What you should do » Return all lines in the material below that contain "React".

Material »
——
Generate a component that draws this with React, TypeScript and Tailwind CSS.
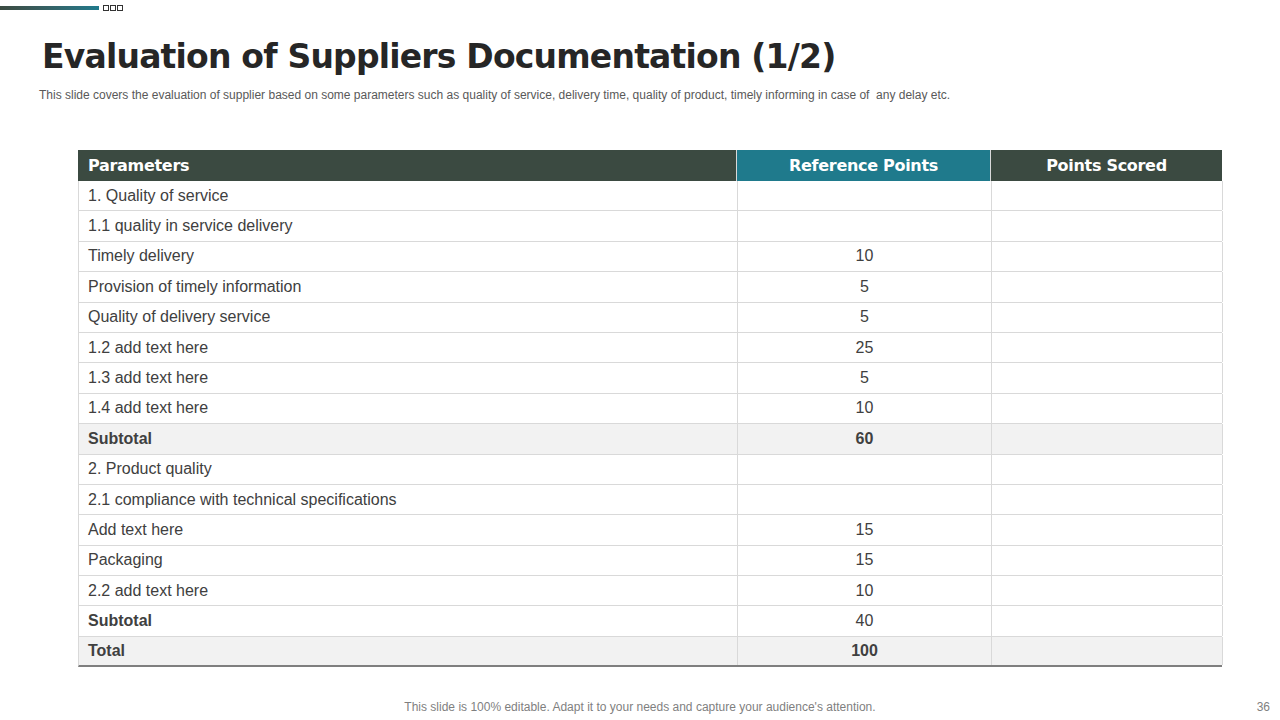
import React from "react";

type Row = {
  label: string;
  points?: string;
  kind?: "normal" | "subtotal" | "subtotalWhite" | "total";
};

const rows: Row[] = [
  { label: "1. Quality  of service" },
  { label: "1.1 quality  in service delivery" },
  { label: "Timely  delivery", points: "10" },
  { label: "Provision of timely information", points: "5" },
  { label: "Quality  of delivery service", points: "5" },
  { label: "1.2 add text here", points: "25" },
  { label: "1.3 add text here", points: "5" },
  { label: "1.4 add text here", points: "10" },
  { label: "Subtotal", points: "60", kind: "subtotal" },
  { label: "2. Product quality" },
  { label: "2.1 compliance with technical specifications" },
  { label: "Add text here", points: "15" },
  { label: "Packaging", points: "15" },
  { label: "2.2 add text here", points: "10" },
  { label: "Subtotal", points: "40", kind: "subtotalWhite" },
  { label: "Total", points: "100", kind: "total" },
];

const arial = { fontFamily: '"Liberation Sans", Arial, sans-serif' };
const gothic = { fontFamily: '"DejaVu Sans", "Liberation Sans", sans-serif' };

export default function App() {
  return (
    <div className="relative w-[1280px] h-[720px] bg-white overflow-hidden" style={arial}>
      {/* top bar */}
      <div className="flex items-center gap-[1px] pt-[5px]">
        <div className="w-[99px] h-[4px] bg-gradient-to-r from-[#3b4a41] to-[#1f7a8c]" />
        <div className="ml-[3px] w-[6px] h-[6px] border border-[#333]" />
        <div className="w-[6px] h-[6px] border border-[#333]" />
        <div className="w-[6px] h-[6px] border border-[#333]" />
      </div>

      <h1
        className="ml-[42px] mt-[24px] text-[33px] font-bold text-[#262626] leading-[44px] tracking-[-0.8px]"
        style={gothic}
      >
        Evaluation of Suppliers Documentation (1/2)
      </h1>
      <p className="ml-[39px] mt-[9px] text-[12px] text-[#595959] leading-[14px]">
        This slide covers the evaluation of supplier based on some parameters such as quality of service, delivery
        time, quality of product, timely informing in case of &nbsp;any delay etc.
      </p>

      <div className="ml-[78px] mt-[48px] w-[1144px]">
        <div
          className="grid grid-cols-[658px_254px_232px] h-[31px] text-white text-[16px] font-bold tracking-[-0.3px]"
          style={gothic}
        >
          <div className="bg-[#3b4a41] flex items-center pl-[10px]">Parameters</div>
          <div className="bg-[#1f7a8c] flex items-center justify-center border-l border-[#d9d9d9]">
            Reference Points
          </div>
          <div className="bg-[#3b4a41] flex items-center justify-center border-l border-[#d9d9d9]">
            Points Scored
          </div>
        </div>
        {rows.map((r, i) => {
          const bold = r.kind && r.kind !== "normal";
          const grey = r.kind === "subtotal" || r.kind === "total";
          const last = r.kind === "total";
          return (
            <div
              key={i}
              className={
                "grid grid-cols-[658px_254px_232px] h-[30.4px] text-[16px] text-[#404040] border-l border-[#d9d9d9] " +
                (grey ? "bg-[#f2f2f2] " : "bg-white ") +
                (last ? "border-b-2 border-b-[#7f7f7f]" : "border-b border-b-[#d9d9d9]")
              }
            >
              <div className={"flex items-center pl-[9px] " + (bold ? "font-bold" : "")}>{r.label}</div>
              <div
                className={
                  "flex items-center justify-center border-l border-[#d9d9d9] " + (grey ? "font-bold" : "")
                }
              >
                {r.points}
              </div>
              <div className="border-l border-r border-[#d9d9d9]" />
            </div>
          );
        })}
      </div>

      <div className="absolute left-0 right-0 top-[698px] text-center text-[12px] text-[#7f7f7f]">
        This slide is 100% editable. Adapt it to your needs and capture your audience's attention.
      </div>
      <div className="absolute right-[10px] top-[698px] text-[12px] text-[#7f7f7f]">36</div>
    </div>
  );
}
——
Output of the exercise »
Generate a component that draws this with React, TypeScript and Tailwind CSS.
import React from "react";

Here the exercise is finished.